Llovió dinero en el kepis de Castro, solapado tirano o tirano en ciernes y los primeros billetes fueron los que allí echó el propio De Venanzi. Me veo obligado a decirlo ya que sigo enardecido porque de aquel jubiloso éxtasis de libertad surgió la muerte violenta de mi amigo Edwin Erminy y de todos los que se alistaron y creyeron ejercitarse como guerrilleros en Cuba para invadir a Santo Domingo y ninguno de los que allí desembarcaron logró tocar tierra porque los estaban esperando los machetes de los seguidores del tirano Leónidas Trujillo y todos murieron ahogados en el mar o en su propia sangre.

Los dos emisarios llegamos al Hotel Ávila, preguntamos en Recepción por el poeta Neruda y subimos al piso que correspondía. Duno tocó la puerta y la abrió ¡el propio Neruda!

Era la primera vez que personalmente veía al poeta, un hombre alto, de buen aspecto, pero sin cachucha o boina. Lo había visto un sinnúmero de veces en revistas, pestañas de libros, en periódicos y en televisión, pero nunca frente a frente y me sobresalté cuando escuché a Pedro Duno dirigirse a Pablo Neruda con insólita candidez y preguntarle: «!El poeta Pablo Neruda, por favor!»

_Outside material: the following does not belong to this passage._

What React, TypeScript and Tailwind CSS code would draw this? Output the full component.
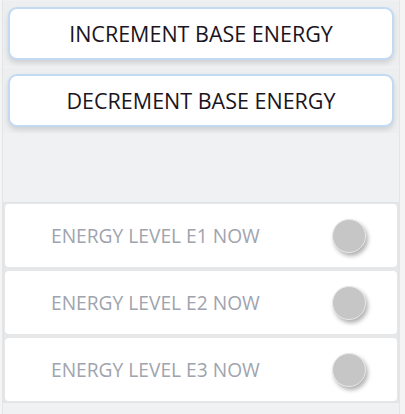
import React from "react";

const levels = ["E1", "E2", "E3"];

function ActionButton({ label }: { label: string }) {
  return (
    <div className="bg-[#eceef0] px-[5px] py-[6px]">
      <button className="flex h-[53px] w-full items-center justify-center rounded-[9px] border-2 border-[#c3daf3] bg-white pt-[2px] text-[21.5px] text-[#1b1420] shadow-[0_3px_5px_rgba(0,0,0,0.12)]">
        {label}
      </button>
    </div>
  );
}

function LevelRow({ level }: { level: string }) {
  return (
    <div className="flex h-[63px] items-center justify-between rounded-[4px] bg-white pl-[46px] pr-[31px]">
      <span className="pt-[2px] text-[19.2px] text-[#a0a4ae]">ENERGY LEVEL {level} NOW</span>
      <span className="h-[34px] w-[34px] rounded-full border border-[#e8e8e8] bg-[#c6c6c6] shadow-[2px_3px_4px_rgba(0,0,0,0.3)]" />
    </div>
  );
}

export default function App() {
  return (
    <div
      className="h-[414px] w-[405px] bg-[#f4f4f5] px-[2px]"
      style={{ fontFamily: '"Open Sans", "Noto Sans", sans-serif' }}
    >
      <div className="flex h-full w-[398px] flex-col border-x border-[#e4e5e7] bg-[#f0f1f3]">
        <div className="pt-[1px]">
          <ActionButton label="INCREMENT BASE ENERGY" />
          <div className="h-[2px]" />
          <ActionButton label="DECREMENT BASE ENERGY" />
        </div>
        <div className="mt-[69px] flex flex-col gap-[4px] border border-[#e2e3e5] bg-[#e6e7e9] p-[1px]">
          {levels.map((l) => (
            <LevelRow key={l} level={l} />
          ))}
        </div>
      </div>
    </div>
  );
}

El famoso chileno se echó hacia atrás, visiblemente molesto por no haber sido reconocido y terminó de abrir la puerta, de par en par, para que entráramos, pero al hacerlo ya estábamos no solo perdidos sino humillados. No habíamos entregado el  mensaje y ya el Visir ordenó que nos cortaran la cabeza. Entramos y Neruda se sentó en una butaca, desplegó el vespertino El Mundo y se ocultó detrás de sus páginas. Al hacerlo, desbordó un ego mas grande que la basílica vaticana.

¡En ningún momento se dignó mirarnos! En la habitación se encontraban, entre otros (¡mi memoria no atina a recordar todos los nombres!), Carlos Augusto León, Pascual Venegas Filardo, Héctor Mujica, otros más y varias damas; sus esposas, seguramente.

Fue un mal momento para nosotros porque Neruda al comportarse como un niño malcriado y ocultarse detrás del periódico sencillamente estaba ignorando a Duno y a mí. Ignoró al rector De Venanzi y a la universidad venezolana. Y sufrí la deplorable experiencia de tener que escuchar a quienes estaban allí implorar con voces de arrastrada adulación: «¡Pablo! ¡Pablo, es el pueblo que te llama!» y oír empalagosas solicitudes. «A Pablo le interesan nuestras aves, habrá que conseguirle el libro de Kathy Phelps» y se hizo tan reiterada la súplica para que Pablo asistiese a la universidad que terminó aceptando la invitación, pero sin mirarnos, sin pronunciar palabra alguna: bajó el periódico y dijo Sí moviendo la cabeza.

¡Nunca un poeta me había humillado tanto! Los malos poetas se humillan a sí mismos con sus inútiles versos, pero los grandes tienden a abrazar a sus lectores.

¡El hombre que nos abrió la puerta en el Hotel Ávila resultó ser alguien perfectamente desagradable! ¡Engreído! Hoy se conocen muchas de sus malas acciones, la primera, haber abandonado a la hija negada y secreta de apenas dos años de edad que sufría de hidrocefalia. Estoy de acuerdo con los críticos de literatura que consideran que su mejor poesía termina en Residencia en la tierra y deploran que durante toda su vida su obra poética estuviese ponderada y ensalzada por el comunismo internacional que aplaudió su imperdonable apoyo a un criminal de inalcanzable ferocidad llamado José Stalin.

De regreso a la universidad, intrigado, pregunté a Duno por qué no reconoció a Neruda cuando nos abrió la puerta. Movió ligeramente un hombro y solo dijo: «¡No vi que tuviese ningún aire de poeta!».